As Paul Hyett referred to me in his article on reciprocity with the Americans, the facts are as follows: at the uia Practice Commission meeting at American Institute of Architects (aia) in Washington in December last year, I asked who was responsible for encouraging the us government to remove architectural services from the Transatlantic Economic Partnership (tep). aia's Jim Scheeler stated that it was both aia and ncarb and it was on the grounds that they had inadequate resources to enable their involvement in negotiations within the set timetable, and this was later confirmed by the lady president of ncarb to me and others.

This was confirmed once again this month by Jim Scheeler in Prague in front of myself, Paul Hyett and other uia practice commission members, and I offered to intervene with the European Commission on the timetable.

If the riba had been in the same position as aia, we would not have begged resources from the state department, which told aia and ncarb that they had no resources to give them. We would have resourced the negotiations ourselves, as believers in an open market. Can you blame us eu architects for believing that the us may be just a bit protectionist?

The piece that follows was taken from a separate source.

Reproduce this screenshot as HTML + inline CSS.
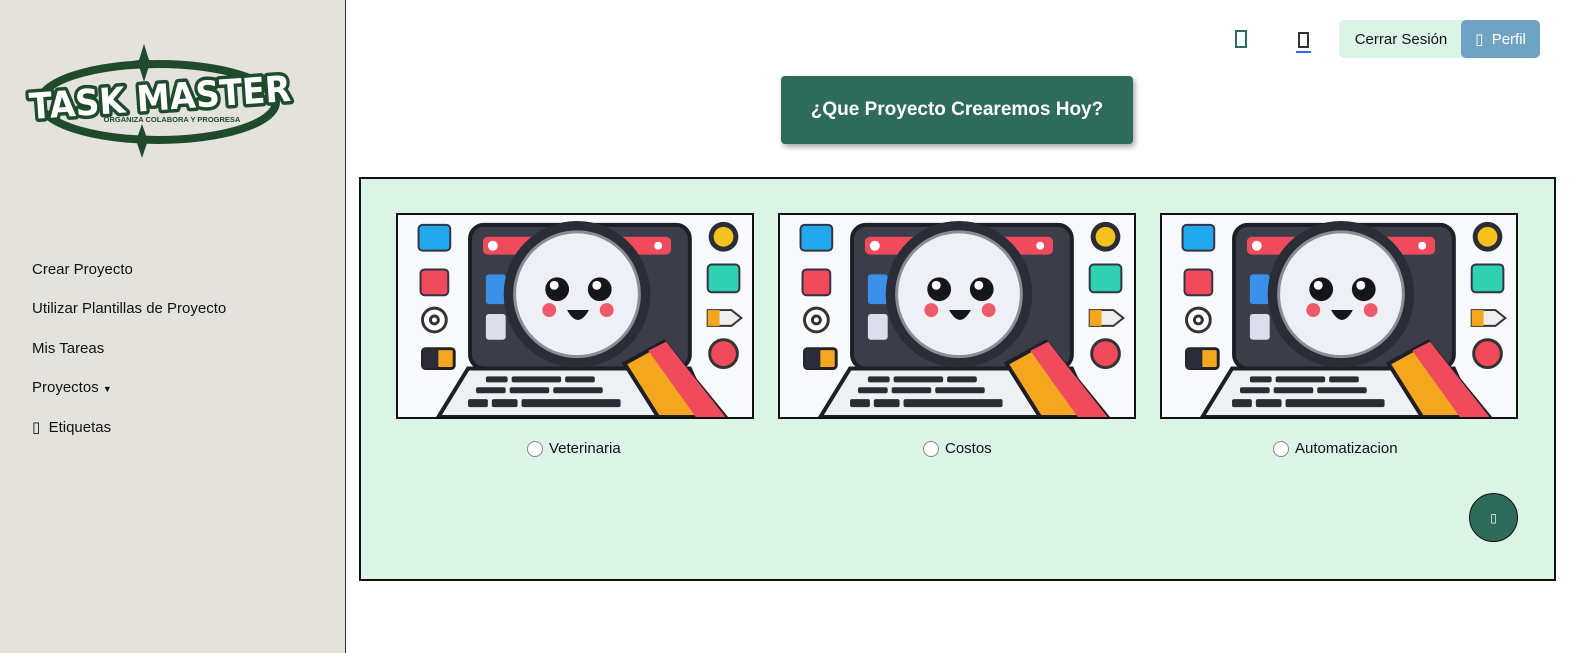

Paul Hyett is fundamentally correct. Unless and until we have a 'level playing field' with the usa and [Americans] insist that their government puts architectural services back into the tep, we will try to make life as difficult as possible for them to use the aia suffix when practising in the uk, if they are not registered here. In the meantime, we are encouraging the European Commission to conclude trade agreements with the usa's two trade partners, Canada and Mexico, with architectural services included.

Unless architectural services are included in such a package of services within the tep - which would have the status of a treaty and become federal law - we are unlikely ever to get an acceptable agreement with the usa.

We want the eu Architects' Directive to be used together with the uia Accord on International Practice Standards as the model for any such agreement.